Wednesday, October 26, 2022

Rest Season

     This really ain’t it. I was just going to the corner store to buy a bag of kettle chips. They were on my mind for a while, but I’d never been in a state of mind to justify grabbing a bag of chips until that moment. They are $2.75 for a bag, which is asinine, but this is specifically what I wanted. I stared at the rack for at least five minutes, debating with myself about which flavor to choose and whether or not it would even be worth it. When I brought my “Original Flavor” kettle-cooked chips to the counter, the cashier attempted a smile and nodded. He grabbed the chips to reveal the barcode to the scanner.

     “Is that all?” he said. 

     I shrugged and shyly mouthed the word “yeah” as I pulled out my debit card. 

     “There’s a sixty-five cent charge if it’s under five dollars, okay?” he said.

     God damn it.

     "Okay."

     Upon leaving the store, I was met with the anxious aura of a stout man; he had a hypertensive face and a wispy mustache. He approached where I stood to shovel kegs of beer into the store with a rickety, mostly forest green hand truck. 

     “Coming in!” he said. 

     I was at least five feet away from him so there was no possibility of collision, but the tension at the doorway certainly felt like we were bound for impact. He was wearing a navy blue work shirt with a name tag that I absolutely didn’t bother to read. I mean, I read it but, if I were to recite the name, I’d be guessing. That is to say, I’d be thinking of so many other names before I got to the actual name embroidered on the shirt. I’ll just say his name was “Roger” for the sake of completion.

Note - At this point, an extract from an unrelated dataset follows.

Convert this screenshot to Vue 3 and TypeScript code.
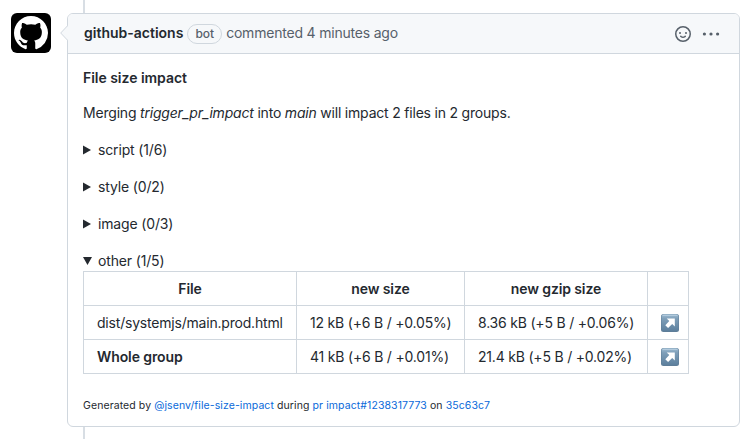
<script setup lang="ts">
interface Group {
  label: string
  changed: string
}

interface Row {
  file: string
  size: string
  gzip: string
  whole?: boolean
}

const collapsed: Group[] = [
  { label: 'script', changed: '(1/6)' },
  { label: 'style', changed: '(0/2)' },
  { label: 'image', changed: '(0/3)' },
]

const rows: Row[] = [
  { file: 'dist/systemjs/main.prod.html', size: '12 kB (+6 B / +0.05%)', gzip: '8.36 kB (+5 B / +0.06%)' },
  { file: 'Whole group', size: '41 kB (+6 B / +0.01%)', gzip: '21.4 kB (+5 B / +0.02%)', whole: true },
]
</script>

<template>
  <div class="timeline">
    <div class="avatar">
      <svg viewBox="0 0 16 16" width="34" height="34">
        <path fill="#fff" fill-rule="evenodd" d="M8 0C3.58 0 0 3.58 0 8c0 3.54 2.29 6.53 5.47 7.59.4.07.55-.17.55-.38 0-.19-.01-.82-.01-1.49-2.01.37-2.53-.49-2.69-.94-.09-.23-.48-.94-.82-1.13-.28-.15-.68-.52-.01-.53.63-.01 1.08.58 1.23.82.72 1.21 1.87.87 2.33.66.07-.52.28-.87.51-1.07-1.78-.2-3.64-.89-3.64-3.95 0-.87.31-1.59.82-2.15-.08-.2-.36-1.02.08-2.12 0 0 .67-.21 2.2.82.64-.18 1.32-.27 2-.27.68 0 1.36.09 2 .27 1.53-1.04 2.2-.82 2.2-.82.44 1.1.16 1.92.08 2.12.51.56.82 1.27.82 2.15 0 3.07-1.87 3.75-3.65 3.95.29.25.54.73.54 1.48 0 1.07-.01 1.93-.01 2.2 0 .21.15.46.55.38A8.013 8.013 0 0016 8c0-4.42-3.58-8-8-8z" />
      </svg>
    </div>
    <article class="comment">
      <svg class="caret" viewBox="0 0 8 16" width="8" height="16">
        <path d="M8 0.5L0.7 8L8 15.5z" fill="#f6f8fa" />
        <path d="M7.5 0.8L0.7 8L7.5 15.2" fill="none" stroke="#d0d7de" />
      </svg>
      <header class="header">
        <strong class="author">github-actions</strong>
        <span class="badge">bot</span>
        <span class="when">commented 4 minutes ago</span>
        <svg class="smiley" viewBox="0 0 16 16" width="16" height="16">
          <path fill="currentColor" fill-rule="evenodd" d="M1.5 8a6.5 6.5 0 1113 0 6.5 6.5 0 01-13 0zM8 0a8 8 0 100 16A8 8 0 008 0zM5 8a1 1 0 100-2 1 1 0 000 2zm7-1a1 1 0 11-2 0 1 1 0 012 0zM5.32 9.636a.75.75 0 011.038.175l.007.009c.103.118.22.222.35.31.264.178.683.37 1.285.37.602 0 1.02-.192 1.285-.371.13-.088.247-.192.35-.31l.007-.008a.75.75 0 111.222.87c-.06.08-.12.16-.205.235-.16.166-.338.316-.53.445-.474.322-1.18.63-2.127.63-.946 0-1.652-.308-2.126-.63a3.32 3.32 0 01-.715-.657l-.014-.02a.75.75 0 01.183-1.044z" />
        </svg>
        <svg class="kebab" viewBox="0 0 18 16" width="18" height="16">
          <g fill="currentColor">
            <circle cx="2.4" cy="8" r="1.6" />
            <circle cx="9" cy="8" r="1.6" />
            <circle cx="15.6" cy="8" r="1.6" />
          </g>
        </svg>
      </header>
      <div class="body">
        <h4 class="title">File size impact</h4>
        <p class="intro">Merging <em>trigger_pr_impact</em> into <em>main</em> will impact 2 files in 2 groups.</p>
        <div v-for="g in collapsed" :key="g.label" class="group">
          <svg class="marker" viewBox="0 0 10 10" width="10" height="10"><path d="M0 .5L8 5L0 9.5z" fill="currentColor" /></svg>
          <span>{{ g.label }} {{ g.changed }}</span>
        </div>
        <div class="group open">
          <svg class="marker" viewBox="0 0 10 10" width="10" height="10"><path d="M0 1H9L4.5 9z" fill="currentColor" /></svg>
          <span>other (1/5)</span>
        </div>
        <table class="sizes">
          <colgroup><col class="c-file" /><col class="c-size" /><col class="c-gzip" /><col class="c-link" /></colgroup>
          <thead>
            <tr><th>File</th><th>new size</th><th>new gzip size</th><th></th></tr>
          </thead>
          <tbody>
            <tr v-for="r in rows" :key="r.file">
              <td :class="{ whole: r.whole }">{{ r.file }}</td>
              <td>{{ r.size }}</td>
              <td>{{ r.gzip }}</td>
              <td class="link">
                <svg viewBox="0 0 18 18" width="18" height="18">
                  <defs>
                    <linearGradient id="tile" x1="0" y1="0" x2="0" y2="1">
                      <stop offset="0" stop-color="#9fbdd3" />
                      <stop offset=".25" stop-color="#7f9fb9" />
                      <stop offset="1" stop-color="#5c7f9d" />
                    </linearGradient>
                  </defs>
                  <rect width="18" height="18" rx="2.5" fill="#5f7d97" />
                  <rect x=".5" y=".3" width="17" height="17" rx="2.3" fill="url(#tile)" />
                  <path d="M2 1.3H16" stroke="#bdd3e3" stroke-width=".9" stroke-linecap="round" />
                  <path d="M5.7 4.5H13.8V12.6L11.2 10L7.1 14L4.3 11.2L8.3 7.1z" fill="#fff" />
                </svg>
              </td>
            </tr>
          </tbody>
        </table>
        <p class="footer">Generated by <a>@jsenv/file-size-impact</a> during <a>pr impact#1238317773</a> on <a>35c63c7</a></p>
      </div>
    </article>
  </div>
</template>

<style>
body {
  margin: 0;
  background: #fff;
  overflow: hidden;
}
</style>

<style scoped>
.timeline {
  box-sizing: border-box;
  width: 753px;
  height: 439px;
  padding: 13px 13px 12px 11px;
  display: flex;
  align-items: flex-start;
  gap: 16px;
  background: linear-gradient(#d8dee4, #d8dee4) 83px 0 / 2px 100% no-repeat;
  font: 14px/21px Inter, "Liberation Sans", sans-serif;
  color: #24292f;
}
.avatar {
  width: 40px;
  height: 40px;
  border-radius: 6px;
  background: #000;
  display: flex;
  align-items: center;
  justify-content: center;
}
.comment {
  box-sizing: border-box;
  position: relative;
  width: 673px;
  height: 414px;
  border: 1px solid #d0d7de;
  border-radius: 6px;
  background: #fff;
}
.caret {
  position: absolute;
  left: -8px;
  top: 11px;
}
.header {
  display: flex;
  align-items: center;
  height: 39px;
  padding: 0 19px 0 16px;
  border-bottom: 1px solid #d0d7de;
  border-radius: 5px 5px 0 0;
  background: #f6f8fa;
  color: #57606a;
}
.author {
  margin-bottom: 2px;
  font-weight: 600;
  color: #24292f;
}
.badge {
  box-sizing: border-box;
  height: 20px;
  margin: 1px 4px 0;
  padding: 0 7px;
  border: 1px solid #d0d7de;
  border-radius: 10px;
  font-size: 12px;
  font-weight: 500;
  line-height: 18px;
}
.when {
  margin-bottom: 2px;
  letter-spacing: -0.2px;
}
.smiley {
  margin: 1px 11px 0 auto;
}
.body {
  padding: 13px 15px 0;
}
.title {
  margin: 0 0 14px;
  font-size: 14px;
  font-weight: 600;
  letter-spacing: -0.03px;
}
.intro {
  margin: 0 0 16px;
  letter-spacing: -0.2px;
  white-space: nowrap;
}
.group {
  display: flex;
  align-items: center;
  height: 21px;
  gap: 5px;
  margin-bottom: 16px;
  letter-spacing: -0.15px;
}
.open {
  margin-bottom: 0;
}
.sizes {
  table-layout: fixed;
  width: 606px;
  border-collapse: collapse;
  white-space: nowrap;
}
.c-file { width: 213px; }
.c-size { width: 168px; }
.c-gzip { width: 183px; }
.c-link { width: 41px; }
th,
td {
  box-sizing: border-box;
  height: 34px;
  padding: 0 13px;
  border: 1px solid #d0d7de;
  text-align: left;
  letter-spacing: -0.2px;
}
th {
  font-weight: 600;
  text-align: center;
  letter-spacing: -0.12px;
}
.whole {
  font-weight: 600;
  letter-spacing: -0.1px;
}
.link svg {
  display: block;
}
.footer {
  margin: 21px 0 0;
  font-size: 10.5px;
  letter-spacing: 0.09px;
  white-space: nowrap;
}
a {
  color: #0969da;
}
</style>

He was awesome though, I kind of want to go back and suck him off.

     I exited the store and opened my already mostly empty bag of kettle chips, but I was forced to pause before eating. The exhaust from Roger’s delivery truck was going to ruin any chance of me enjoying the flavors of my overpriced crisps. 

     “Sweet,” I said to myself.

     The logo on the truck advertised the brand “Waite’s.” Beneath this was text in a different font that read, “Liquor and beer distribution since 1909,” which I’m just now realizing probably lays some kind of implausibility bare for those who even bother to look. I continued down the sidewalk, and eventually began eating. My phone buzzed. That was when I got a text from my friend, Nat, with a link to some quick money-making opportunities. 

     It read, “Hey man, my mom sent me this if you’re still looking for work.”

     In the split moment of looking at my phone, my foot landed on an uneven part of the pavement, causing me to roll my ankle for the second time that month. 

     God damn it.

     That would have happened regardless of any attention paid to where I was walking. I feel that I am the only person to whom such things happen.

     You know, chips are not filling. The whole world knows that. They just create a texture sensation in your mouth; maybe you taste salt or spices. Then you’re left with a greasy feeling and a mire of potato deposits in unreachable regions of your mouth. I should have saved that money and gotten a real meal. 

     Once I’d gotten home, I sat down and opened up the link my had friend sent, not too proud to seek chump change. The link led to some guy’s blog called Foole’s Gold. Dumb. He mostly blogs about investments and retirement plans, but it seems that he uploads a weekly post about dogshit one-off gigs. This website made my stomach hurt, but I continued scrolling through it out of a self-eviscerating curiosity. I also saved this picture of him so I could make fun of him later:



     Anyway, there was one link in this week’s post that I simply couldn’t avoid. 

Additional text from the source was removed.